WHAT YOU NEED TO DO:
Find how many lines hold the word "index". Give only the number.

>> begin

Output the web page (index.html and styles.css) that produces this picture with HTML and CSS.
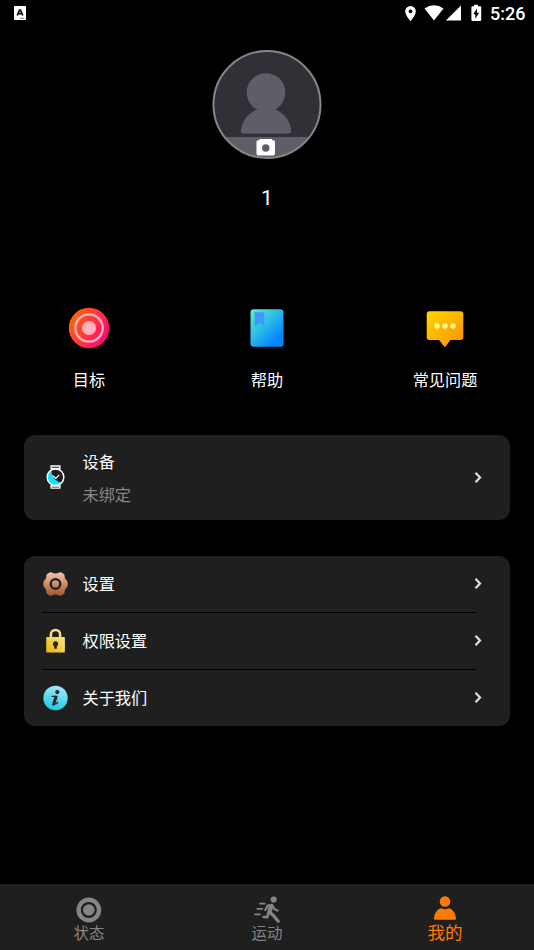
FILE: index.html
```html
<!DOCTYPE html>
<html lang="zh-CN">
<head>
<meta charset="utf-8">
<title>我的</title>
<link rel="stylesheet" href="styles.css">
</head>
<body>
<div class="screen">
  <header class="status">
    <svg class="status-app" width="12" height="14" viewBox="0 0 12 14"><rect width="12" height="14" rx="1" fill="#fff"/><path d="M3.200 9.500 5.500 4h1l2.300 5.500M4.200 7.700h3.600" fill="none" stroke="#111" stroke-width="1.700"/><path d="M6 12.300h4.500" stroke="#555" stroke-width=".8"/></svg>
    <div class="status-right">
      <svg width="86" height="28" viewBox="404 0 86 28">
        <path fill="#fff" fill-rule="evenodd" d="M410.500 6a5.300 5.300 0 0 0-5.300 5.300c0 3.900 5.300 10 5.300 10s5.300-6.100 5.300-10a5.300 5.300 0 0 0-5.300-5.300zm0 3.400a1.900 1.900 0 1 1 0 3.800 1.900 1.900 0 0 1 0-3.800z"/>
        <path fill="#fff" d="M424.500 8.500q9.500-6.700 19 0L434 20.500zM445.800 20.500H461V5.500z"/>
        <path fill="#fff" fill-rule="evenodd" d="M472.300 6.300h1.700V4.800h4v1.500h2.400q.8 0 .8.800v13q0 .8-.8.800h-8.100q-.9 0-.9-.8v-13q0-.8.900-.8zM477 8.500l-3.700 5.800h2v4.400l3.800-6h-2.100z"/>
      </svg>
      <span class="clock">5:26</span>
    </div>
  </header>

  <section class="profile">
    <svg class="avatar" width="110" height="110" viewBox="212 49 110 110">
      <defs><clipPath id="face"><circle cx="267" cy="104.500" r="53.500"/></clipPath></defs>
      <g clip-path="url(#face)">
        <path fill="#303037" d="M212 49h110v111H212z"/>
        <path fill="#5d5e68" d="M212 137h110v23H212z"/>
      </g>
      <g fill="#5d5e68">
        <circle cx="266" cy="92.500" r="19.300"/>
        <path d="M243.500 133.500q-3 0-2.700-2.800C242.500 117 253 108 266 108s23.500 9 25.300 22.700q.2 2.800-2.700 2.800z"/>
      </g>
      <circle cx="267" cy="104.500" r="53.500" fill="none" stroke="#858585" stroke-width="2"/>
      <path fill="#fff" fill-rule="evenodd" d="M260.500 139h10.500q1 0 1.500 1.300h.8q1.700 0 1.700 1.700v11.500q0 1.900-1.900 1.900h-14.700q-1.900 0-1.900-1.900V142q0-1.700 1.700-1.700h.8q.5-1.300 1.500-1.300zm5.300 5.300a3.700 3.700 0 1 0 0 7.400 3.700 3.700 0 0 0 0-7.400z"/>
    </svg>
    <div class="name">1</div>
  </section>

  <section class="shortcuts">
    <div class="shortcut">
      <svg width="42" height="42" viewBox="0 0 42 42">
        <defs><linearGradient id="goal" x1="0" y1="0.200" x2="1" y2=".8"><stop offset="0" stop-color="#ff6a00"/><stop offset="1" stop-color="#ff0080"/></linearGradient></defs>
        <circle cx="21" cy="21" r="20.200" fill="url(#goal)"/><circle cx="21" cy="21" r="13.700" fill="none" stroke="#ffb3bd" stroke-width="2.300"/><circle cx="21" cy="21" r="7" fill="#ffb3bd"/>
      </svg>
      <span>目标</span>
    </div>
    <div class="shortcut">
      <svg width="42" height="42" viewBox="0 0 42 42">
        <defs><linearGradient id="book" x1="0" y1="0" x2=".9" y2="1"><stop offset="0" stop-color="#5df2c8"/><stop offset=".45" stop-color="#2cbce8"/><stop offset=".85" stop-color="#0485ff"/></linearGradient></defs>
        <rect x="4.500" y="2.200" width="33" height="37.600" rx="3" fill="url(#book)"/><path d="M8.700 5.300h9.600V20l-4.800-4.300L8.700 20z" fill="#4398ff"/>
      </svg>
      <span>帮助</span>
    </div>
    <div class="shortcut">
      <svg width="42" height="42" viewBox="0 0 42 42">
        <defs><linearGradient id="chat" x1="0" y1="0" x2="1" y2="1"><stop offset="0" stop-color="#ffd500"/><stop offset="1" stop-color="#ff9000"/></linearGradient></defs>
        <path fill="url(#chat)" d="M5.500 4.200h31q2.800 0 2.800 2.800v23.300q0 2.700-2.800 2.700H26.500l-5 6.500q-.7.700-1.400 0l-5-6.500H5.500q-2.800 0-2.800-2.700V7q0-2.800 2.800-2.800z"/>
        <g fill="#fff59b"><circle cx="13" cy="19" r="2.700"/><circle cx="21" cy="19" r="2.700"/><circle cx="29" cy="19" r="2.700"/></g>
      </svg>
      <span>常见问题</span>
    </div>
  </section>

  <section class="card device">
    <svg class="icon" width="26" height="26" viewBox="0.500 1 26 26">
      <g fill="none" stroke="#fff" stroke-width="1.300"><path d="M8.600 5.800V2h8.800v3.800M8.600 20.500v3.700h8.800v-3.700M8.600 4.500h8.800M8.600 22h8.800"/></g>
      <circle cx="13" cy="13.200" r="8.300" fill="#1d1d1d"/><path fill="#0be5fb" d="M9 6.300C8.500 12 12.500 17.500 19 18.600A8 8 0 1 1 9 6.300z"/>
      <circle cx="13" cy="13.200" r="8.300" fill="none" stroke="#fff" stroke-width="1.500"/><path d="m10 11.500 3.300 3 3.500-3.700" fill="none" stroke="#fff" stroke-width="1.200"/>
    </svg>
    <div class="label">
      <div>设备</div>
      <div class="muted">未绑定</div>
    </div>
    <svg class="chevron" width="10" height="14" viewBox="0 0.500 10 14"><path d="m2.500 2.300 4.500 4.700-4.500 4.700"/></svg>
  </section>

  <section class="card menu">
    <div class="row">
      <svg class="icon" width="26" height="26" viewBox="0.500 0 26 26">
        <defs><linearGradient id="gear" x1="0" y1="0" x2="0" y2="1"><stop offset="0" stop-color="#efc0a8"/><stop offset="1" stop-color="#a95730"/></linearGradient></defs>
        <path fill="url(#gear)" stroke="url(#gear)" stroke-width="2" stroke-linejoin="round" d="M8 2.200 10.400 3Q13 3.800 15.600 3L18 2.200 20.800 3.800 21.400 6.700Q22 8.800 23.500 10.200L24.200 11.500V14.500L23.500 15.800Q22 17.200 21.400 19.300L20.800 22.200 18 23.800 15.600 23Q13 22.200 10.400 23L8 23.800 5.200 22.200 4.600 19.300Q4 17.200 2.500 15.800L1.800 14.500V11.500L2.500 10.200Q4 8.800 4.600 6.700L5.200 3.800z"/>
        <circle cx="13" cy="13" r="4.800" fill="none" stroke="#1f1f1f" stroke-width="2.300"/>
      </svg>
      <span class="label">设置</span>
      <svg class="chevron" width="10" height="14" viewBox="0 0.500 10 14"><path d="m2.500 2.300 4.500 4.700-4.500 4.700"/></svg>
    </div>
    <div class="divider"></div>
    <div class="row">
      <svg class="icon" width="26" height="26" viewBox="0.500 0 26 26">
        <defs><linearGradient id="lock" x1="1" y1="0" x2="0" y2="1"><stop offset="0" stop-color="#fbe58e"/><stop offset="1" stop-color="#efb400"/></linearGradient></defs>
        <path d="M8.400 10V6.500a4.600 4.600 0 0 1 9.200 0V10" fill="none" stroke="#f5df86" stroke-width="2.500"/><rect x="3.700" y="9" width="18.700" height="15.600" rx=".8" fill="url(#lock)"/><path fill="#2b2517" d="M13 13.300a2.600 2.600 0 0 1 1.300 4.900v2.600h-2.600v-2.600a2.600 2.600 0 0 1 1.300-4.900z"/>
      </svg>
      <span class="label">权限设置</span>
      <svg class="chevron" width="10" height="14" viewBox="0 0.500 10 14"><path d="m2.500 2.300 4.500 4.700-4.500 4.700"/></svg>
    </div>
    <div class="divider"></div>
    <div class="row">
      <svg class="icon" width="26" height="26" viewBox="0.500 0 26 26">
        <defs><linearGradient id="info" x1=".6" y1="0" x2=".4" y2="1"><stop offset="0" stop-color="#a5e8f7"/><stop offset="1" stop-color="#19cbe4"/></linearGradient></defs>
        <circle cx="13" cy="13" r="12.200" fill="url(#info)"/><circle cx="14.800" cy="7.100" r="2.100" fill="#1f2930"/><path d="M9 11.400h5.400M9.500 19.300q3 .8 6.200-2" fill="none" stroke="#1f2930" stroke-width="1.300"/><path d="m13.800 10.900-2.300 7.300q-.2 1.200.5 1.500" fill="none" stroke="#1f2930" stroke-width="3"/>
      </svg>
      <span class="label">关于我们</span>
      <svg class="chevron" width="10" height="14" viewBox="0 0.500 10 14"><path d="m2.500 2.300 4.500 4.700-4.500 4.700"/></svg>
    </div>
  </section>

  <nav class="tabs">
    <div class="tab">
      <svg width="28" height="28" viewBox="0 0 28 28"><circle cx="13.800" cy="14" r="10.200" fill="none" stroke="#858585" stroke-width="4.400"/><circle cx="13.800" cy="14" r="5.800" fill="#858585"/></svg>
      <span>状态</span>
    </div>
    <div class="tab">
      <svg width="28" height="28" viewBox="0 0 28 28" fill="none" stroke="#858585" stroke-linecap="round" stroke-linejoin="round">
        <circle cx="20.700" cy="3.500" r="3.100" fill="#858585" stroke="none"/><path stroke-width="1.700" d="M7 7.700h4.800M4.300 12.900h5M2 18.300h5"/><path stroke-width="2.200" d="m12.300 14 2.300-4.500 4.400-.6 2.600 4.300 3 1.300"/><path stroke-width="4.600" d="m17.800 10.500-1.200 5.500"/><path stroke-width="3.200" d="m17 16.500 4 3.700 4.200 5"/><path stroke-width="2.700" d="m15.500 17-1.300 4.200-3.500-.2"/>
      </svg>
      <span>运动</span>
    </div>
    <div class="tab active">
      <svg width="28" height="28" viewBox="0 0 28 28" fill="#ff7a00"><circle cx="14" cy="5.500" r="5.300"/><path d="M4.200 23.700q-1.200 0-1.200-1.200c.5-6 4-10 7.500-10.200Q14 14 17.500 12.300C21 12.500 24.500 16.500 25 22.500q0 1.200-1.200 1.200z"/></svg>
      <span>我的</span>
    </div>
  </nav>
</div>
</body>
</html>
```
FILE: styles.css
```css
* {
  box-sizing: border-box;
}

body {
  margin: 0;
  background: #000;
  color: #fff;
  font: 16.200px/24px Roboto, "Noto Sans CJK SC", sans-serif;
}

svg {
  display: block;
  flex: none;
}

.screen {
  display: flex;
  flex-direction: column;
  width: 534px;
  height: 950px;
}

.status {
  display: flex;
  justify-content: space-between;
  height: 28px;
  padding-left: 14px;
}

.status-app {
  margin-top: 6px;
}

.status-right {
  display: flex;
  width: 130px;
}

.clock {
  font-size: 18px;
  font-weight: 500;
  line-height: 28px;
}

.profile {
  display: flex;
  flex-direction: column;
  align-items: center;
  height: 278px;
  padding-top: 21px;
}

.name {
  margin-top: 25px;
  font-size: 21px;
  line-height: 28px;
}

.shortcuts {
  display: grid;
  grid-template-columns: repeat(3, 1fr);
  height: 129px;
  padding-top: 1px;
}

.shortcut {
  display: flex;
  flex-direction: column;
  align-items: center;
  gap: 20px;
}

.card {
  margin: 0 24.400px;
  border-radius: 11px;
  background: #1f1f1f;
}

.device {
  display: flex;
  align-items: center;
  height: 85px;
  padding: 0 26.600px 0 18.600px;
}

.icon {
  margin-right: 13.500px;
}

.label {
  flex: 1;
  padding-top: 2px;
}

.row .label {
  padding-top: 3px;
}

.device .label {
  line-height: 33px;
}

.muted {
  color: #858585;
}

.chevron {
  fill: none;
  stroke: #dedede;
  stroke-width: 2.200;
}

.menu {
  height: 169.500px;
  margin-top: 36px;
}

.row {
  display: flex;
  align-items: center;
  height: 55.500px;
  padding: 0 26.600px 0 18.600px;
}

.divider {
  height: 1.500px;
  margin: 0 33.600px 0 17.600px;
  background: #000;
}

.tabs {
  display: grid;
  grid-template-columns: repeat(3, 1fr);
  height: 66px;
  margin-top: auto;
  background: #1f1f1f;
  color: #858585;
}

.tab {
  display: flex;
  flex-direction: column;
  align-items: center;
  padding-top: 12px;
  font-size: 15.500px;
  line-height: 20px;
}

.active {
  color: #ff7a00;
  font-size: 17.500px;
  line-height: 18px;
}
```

>> end

EXERCISE ANSWER:
2